WORK TO BE COMPLETED
Report the number of lines containing "React", with no other words.
-- START OF RECORDS PROVIDED --
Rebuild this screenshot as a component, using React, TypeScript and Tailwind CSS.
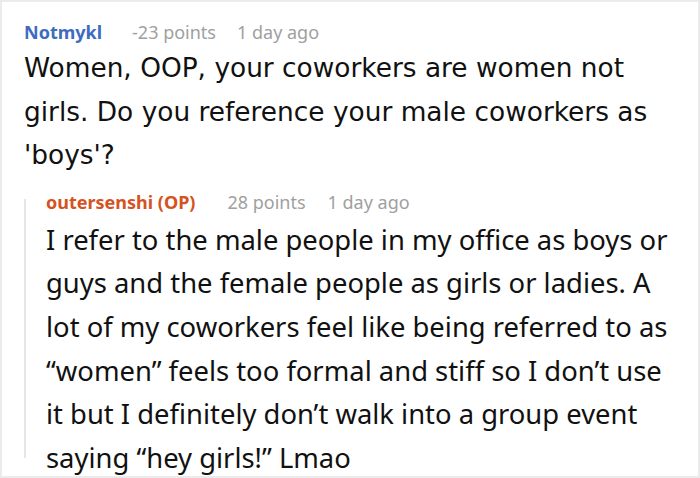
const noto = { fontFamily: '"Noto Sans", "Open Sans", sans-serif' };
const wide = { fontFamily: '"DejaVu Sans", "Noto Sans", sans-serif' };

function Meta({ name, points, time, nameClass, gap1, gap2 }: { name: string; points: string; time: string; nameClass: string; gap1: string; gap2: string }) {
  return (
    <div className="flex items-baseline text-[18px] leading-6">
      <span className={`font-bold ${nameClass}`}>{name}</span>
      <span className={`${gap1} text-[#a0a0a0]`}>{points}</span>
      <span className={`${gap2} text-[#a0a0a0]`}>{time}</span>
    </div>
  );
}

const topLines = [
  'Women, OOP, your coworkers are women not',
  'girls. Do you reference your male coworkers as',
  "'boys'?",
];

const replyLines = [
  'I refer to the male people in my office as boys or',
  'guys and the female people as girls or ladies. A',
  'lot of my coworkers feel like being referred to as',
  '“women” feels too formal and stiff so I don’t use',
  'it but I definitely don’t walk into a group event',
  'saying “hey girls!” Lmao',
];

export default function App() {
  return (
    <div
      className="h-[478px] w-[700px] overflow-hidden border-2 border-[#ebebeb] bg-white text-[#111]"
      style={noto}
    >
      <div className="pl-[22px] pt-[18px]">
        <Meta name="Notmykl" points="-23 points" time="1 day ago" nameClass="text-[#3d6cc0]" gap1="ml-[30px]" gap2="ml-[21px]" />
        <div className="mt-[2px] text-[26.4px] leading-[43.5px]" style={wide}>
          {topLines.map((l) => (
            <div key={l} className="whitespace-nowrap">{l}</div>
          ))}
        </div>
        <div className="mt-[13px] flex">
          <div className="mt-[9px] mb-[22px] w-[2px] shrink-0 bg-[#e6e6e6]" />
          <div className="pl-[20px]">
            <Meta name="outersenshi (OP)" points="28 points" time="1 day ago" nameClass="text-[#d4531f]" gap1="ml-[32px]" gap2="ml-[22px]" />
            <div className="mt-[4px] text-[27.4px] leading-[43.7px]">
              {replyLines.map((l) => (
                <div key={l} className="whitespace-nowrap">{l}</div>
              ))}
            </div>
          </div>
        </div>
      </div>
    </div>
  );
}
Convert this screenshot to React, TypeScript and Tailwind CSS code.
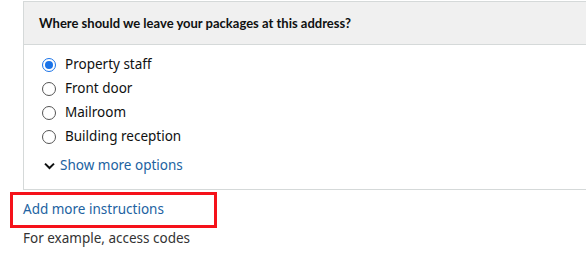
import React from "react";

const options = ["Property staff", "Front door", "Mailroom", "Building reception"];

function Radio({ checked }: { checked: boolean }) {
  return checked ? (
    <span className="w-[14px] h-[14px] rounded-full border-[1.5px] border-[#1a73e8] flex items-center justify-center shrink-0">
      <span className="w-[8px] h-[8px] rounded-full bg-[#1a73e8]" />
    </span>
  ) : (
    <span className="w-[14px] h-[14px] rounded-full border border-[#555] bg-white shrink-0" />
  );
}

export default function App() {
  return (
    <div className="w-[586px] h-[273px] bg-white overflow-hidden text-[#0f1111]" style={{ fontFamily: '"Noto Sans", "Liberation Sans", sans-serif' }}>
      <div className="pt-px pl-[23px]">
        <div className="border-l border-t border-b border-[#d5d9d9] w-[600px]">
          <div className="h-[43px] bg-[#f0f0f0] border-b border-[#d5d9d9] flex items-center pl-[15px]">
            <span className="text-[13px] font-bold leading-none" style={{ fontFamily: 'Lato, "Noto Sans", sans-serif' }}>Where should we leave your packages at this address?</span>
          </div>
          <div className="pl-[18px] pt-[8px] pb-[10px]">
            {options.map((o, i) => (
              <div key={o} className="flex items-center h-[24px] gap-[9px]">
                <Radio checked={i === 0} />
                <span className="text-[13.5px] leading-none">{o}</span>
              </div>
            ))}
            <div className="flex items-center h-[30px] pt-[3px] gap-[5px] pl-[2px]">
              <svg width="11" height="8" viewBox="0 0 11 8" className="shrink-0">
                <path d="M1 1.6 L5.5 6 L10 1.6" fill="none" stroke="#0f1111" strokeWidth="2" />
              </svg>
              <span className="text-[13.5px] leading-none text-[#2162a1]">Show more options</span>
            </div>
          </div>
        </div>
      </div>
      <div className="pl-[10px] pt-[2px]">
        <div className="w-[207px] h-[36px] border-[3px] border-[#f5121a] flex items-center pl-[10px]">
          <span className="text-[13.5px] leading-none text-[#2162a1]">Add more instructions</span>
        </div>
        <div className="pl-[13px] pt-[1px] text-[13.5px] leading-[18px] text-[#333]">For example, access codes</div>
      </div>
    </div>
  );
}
-- END OF RECORDS PROVIDED --
-- START OF RECORDS PROVIDED --
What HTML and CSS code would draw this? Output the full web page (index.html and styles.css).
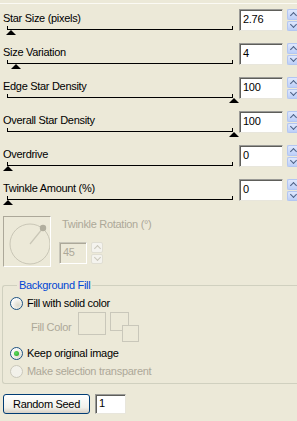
-- END OF RECORDS PROVIDED --
-- START OF RECORDS PROVIDED --
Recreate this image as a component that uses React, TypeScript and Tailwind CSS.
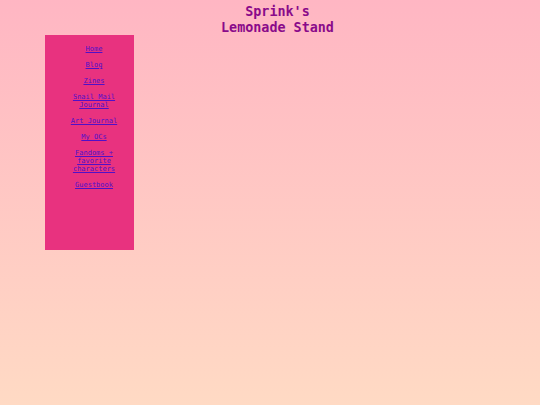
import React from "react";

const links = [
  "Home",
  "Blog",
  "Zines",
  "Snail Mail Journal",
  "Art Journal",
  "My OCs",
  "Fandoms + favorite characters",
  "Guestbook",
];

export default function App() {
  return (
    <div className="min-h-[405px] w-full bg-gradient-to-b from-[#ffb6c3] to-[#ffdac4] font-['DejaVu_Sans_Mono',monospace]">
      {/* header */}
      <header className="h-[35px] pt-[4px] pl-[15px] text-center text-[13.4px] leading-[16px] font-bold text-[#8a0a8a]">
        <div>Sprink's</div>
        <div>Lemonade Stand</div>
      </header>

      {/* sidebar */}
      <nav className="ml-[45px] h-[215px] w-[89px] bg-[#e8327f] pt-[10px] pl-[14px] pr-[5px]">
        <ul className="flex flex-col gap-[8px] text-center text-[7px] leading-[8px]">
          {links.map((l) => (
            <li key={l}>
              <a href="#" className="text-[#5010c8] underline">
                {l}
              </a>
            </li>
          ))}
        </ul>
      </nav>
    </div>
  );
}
-- END OF RECORDS PROVIDED --
CORRECT RESPONSE
5